Are you running this script on a Windows machine?

No, I'm on a Mac.

[irideselby]

That's a good info, thanks! It appears that on both Windows and Mac child processes are spawned, where on Linux they are forked instead, meaning that functions that are passed onto a child process via forking don't need to be pickled, while they are pickled when the process is being spawned instead. That's why it gives the error about not being able to pickle the lambdifiy function (which is indeed not pickleable). Definitely already good feedback, thank you. I'll look further into this to see how to handle the problem. In the meantime I hope I'm not stalling the rest of the review, maybe you can continue without the multiprocessing for now, since as I said earlier it is not necessary (but for the item on your list I'll try and figure something out).

[irideselby]

@lpsinger I have created a new branch with a potential fix. Would you please install the package from the branch by using pip install git+https://codeberg.org/JPHackstein/GREOPy.git@bugfix/multiprocessing_method and just run the quickstart guide again. Once you verify that it works with the fix I will merge it with the main branch.

[lpsinger]

Once you verify that it works with the fix I will merge it with the main branch.

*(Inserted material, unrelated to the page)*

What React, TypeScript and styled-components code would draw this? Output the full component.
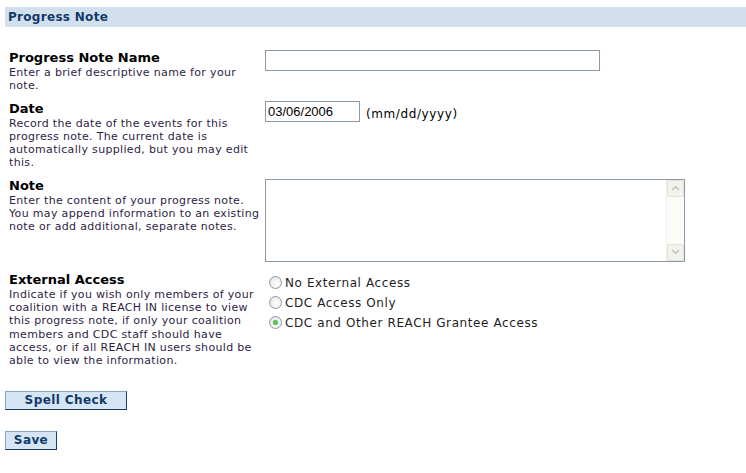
import styled, { createGlobalStyle } from "styled-components";
import { useState } from "react";

const GlobalStyle = createGlobalStyle`
  body {
    margin: 0;
    background: #fff;
    font-family: "DejaVu Sans", Verdana, sans-serif;
  }
`;

const Page = styled.div`
  padding: 7px 0 0 5px;
  width: 741px;
`;

const HeaderBar = styled.div`
  height: 20px;
  display: flex;
  align-items: center;
  padding-left: 3px;
  background-color: #d2e0ee;
  color: #123a6a;
  font-size: 12px;
  font-weight: bold;
  letter-spacing: 0.3px;
`;

const FormGrid = styled.div`
  display: grid;
  grid-template-columns: 256px 1fr;
  row-gap: 8px;
  margin-top: 23px;
  padding-left: 4px;
`;

const Label = styled.div`
  display: flex;
  flex-direction: column;
  padding-right: 4px;
`;

const LabelTitle = styled.div`
  font-size: 13px;
  font-weight: bold;
  line-height: 16px;
  color: #000;
`;

const LabelHint = styled.div`
  font-size: 11px;
  line-height: 13.3px;
  letter-spacing: 0.33px;
  color: #2f1d45;
`;

const Control = styled.div<{ $row?: boolean }>`
  display: flex;
  flex-direction: ${p => (p.$row ? "row" : "column")};
  align-items: flex-start;
  gap: 6px;
`;

const TextInput = styled.input<{ $width: number }>`
  box-sizing: border-box;
  width: ${p => p.$width}px;
  height: 21px;
  margin: 0;
  padding: 1px 2px;
  border: 1px solid #8b9aa6;
  font-family: "Liberation Sans", Arial, sans-serif;
  font-size: 13px;
  color: #000;
  outline: none;
`;

const Hint = styled.span`
  font-size: 12px;
  line-height: 26px;
  letter-spacing: 0.6px;
  color: #000;
`;

const NoteBox = styled.div`
  box-sizing: border-box;
  display: flex;
  width: 420px;
  height: 83px;
  margin-top: 1px;
  margin-bottom: 2px;
  border: 1px solid #8b9aa6;
  background: #fff;
`;

const NoteArea = styled.textarea`
  flex: 1;
  margin: 0;
  border: none;
  resize: none;
  outline: none;
  overflow: hidden;
  font-family: "Liberation Sans", Arial, sans-serif;
  font-size: 13px;
`;

const ScrollTrack = styled.div`
  display: flex;
  flex-direction: column;
  width: 17px;
  background: #fcfcf9;
  border-left: 1px solid #f0f0ea;
`;

const ScrollButton = styled.div`
  box-sizing: border-box;
  height: 17px;
  display: flex;
  align-items: center;
  justify-content: center;
  background: #f3f3ee;
  border: 1px solid #e2e2da;
  border-radius: 2px;
`;

const ScrollSpace = styled.div`
  flex: 1;
`;

const RadioList = styled.div`
  display: flex;
  flex-direction: column;
  padding-top: 1px;
`;

const RadioRow = styled.label`
  display: flex;
  align-items: center;
  height: 20px;
  gap: 3px;
  padding-left: 4px;
  font-size: 12px;
  letter-spacing: 0.6px;
  color: #1e1e1e;
  cursor: pointer;
`;

const RadioInput = styled.input`
  appearance: none;
  box-sizing: border-box;
  width: 13px;
  height: 13px;
  margin: 0;
  border: 1px solid #8e9aa6;
  border-radius: 50%;
  background: radial-gradient(circle at 60% 60%, #ffffff 0%, #ececec 60%, #d4d4d4 100%);
  display: grid;
  place-items: center;
  &:checked::after {
    content: "";
    width: 5px;
    height: 5px;
    border-radius: 50%;
    background: radial-gradient(circle, #6fdc6f 0%, #2a9d2a 100%);
  }
`;

const Actions = styled.div`
  display: flex;
  flex-direction: column;
  align-items: flex-start;
  gap: 21px;
  margin-top: 23px;
`;

const ActionButton = styled.button<{ $width: number }>`
  box-sizing: border-box;
  width: ${p => p.$width}px;
  height: 19px;
  margin: 0;
  padding: 0;
  background-color: #d5e5f3;
  border: 1px solid #8aa3bd;
  border-right-color: #183a60;
  border-bottom-color: #183a60;
  color: #123a6a;
  font-family: "DejaVu Sans", Verdana, sans-serif;
  font-size: 12px;
  font-weight: bold;
  letter-spacing: 0.4px;
  line-height: 17px;
  cursor: pointer;
`;

const Chevron = (props: { up?: boolean }) => (
  <svg width="9" height="6" viewBox="0 0 9 6">
    <path
      d={props.up ? "M1 5 L4.5 1.5 L8 5" : "M1 1 L4.5 4.5 L8 1"}
      fill="none"
      stroke="#c3c3bb"
      strokeWidth="1.5"
    />
  </svg>
);

const accessOptions = [
  { id: "none", text: "No External Access" },
  { id: "cdc", text: "CDC Access Only" },
  { id: "all", text: "CDC and Other REACH Grantee Access" },
];

const App = () => {
  const [access, setAccess] = useState<string>("all");

  return (
    <Page>
      <GlobalStyle />
      <HeaderBar>Progress Note</HeaderBar>
      <FormGrid>
        <Label>
          <LabelTitle>Progress Note Name</LabelTitle>
          <LabelHint>Enter a brief descriptive name for your note.</LabelHint>
        </Label>
        <Control>
          <TextInput $width={335} type="text" />
        </Control>

        <Label>
          <LabelTitle>Date</LabelTitle>
          <LabelHint>
            Record the date of the events for this progress note. The current date is
            automatically supplied, but you may edit this.
          </LabelHint>
        </Label>
        <Control $row>
          <TextInput $width={95} type="text" defaultValue="03/06/2006" />
          <Hint>(mm/dd/yyyy)</Hint>
        </Control>

        <Label>
          <LabelTitle>Note</LabelTitle>
          <LabelHint>
            Enter the content of your progress note. You may append information to an
            existing note or add additional, separate notes.
          </LabelHint>
        </Label>
        <Control>
          <NoteBox>
            <NoteArea />
            <ScrollTrack>
              <ScrollButton>
                <Chevron up />
              </ScrollButton>
              <ScrollSpace />
              <ScrollButton>
                <Chevron />
              </ScrollButton>
            </ScrollTrack>
          </NoteBox>
        </Control>

        <Label>
          <LabelTitle>External Access</LabelTitle>
          <LabelHint>
            Indicate if you wish only members of your coalition with a REACH IN license
            to view this progress note, if only your coalition members and CDC staff
            should have access, or if all REACH IN users should be able to view the
            information.
          </LabelHint>
        </Label>
        <Control>
          <RadioList>
            {accessOptions.map(o => (
              <RadioRow key={o.id}>
                <RadioInput
                  type="radio"
                  name="access"
                  checked={access === o.id}
                  onChange={() => setAccess(o.id)}
                />
                {o.text}
              </RadioRow>
            ))}
          </RadioList>
        </Control>
      </FormGrid>
      <Actions>
        <ActionButton $width={122}>Spell Check</ActionButton>
        <ActionButton $width={52}>Save</ActionButton>
      </Actions>
    </Page>
  );
};

export default App;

No, it didn't work. I had to add this command manually before I ran any of the example commands:

import multiprocessing
multiprocessing.set_start_method('fork')

[irideselby]

Alright thanks for the feedback. I reverted the changes I made in the branch and now decided to take out the multiprocessing flag in the quickstart script, but I additionally added a note to the quickstart documentation and eop_solver docstring that addresses the choice of start method for different operating systems and suggests to manually set the start method before calling the function.

You can find the new documentation for the bugfix branch with the updated quickstart script at https://greopy.readthedocs.io/en/bugfix-multiprocessing_method/ Since I have reverted the previous change, it would be good to verify now whether the quickstart guide still works when manually adding multiprocessing=True to the eop_solver function and setting the start method as is described in the documentation. I'd like to see whether the guide is now consistent and everything works.

[lpsinger]

I encountered a small issue when trying to run the tests locally: https://codeberg.org/JPHackstein/GREOPy/pulls/23

Also, here is a PR to fix a typo: https://codeberg.org/JPHackstein/GREOPy/pulls/21

[lpsinger]

Another issue when running the tests locally: https://codeberg.org/JPHackstein/GREOPy/issues/24

[lpsinger]

Continuous Integration: Has continuous integration setup (We suggest using Github actions but any CI platform is acceptable for review)

The CI pipeline appears to not run the unit tests. Would you please have your CI pipeline run your unit tests?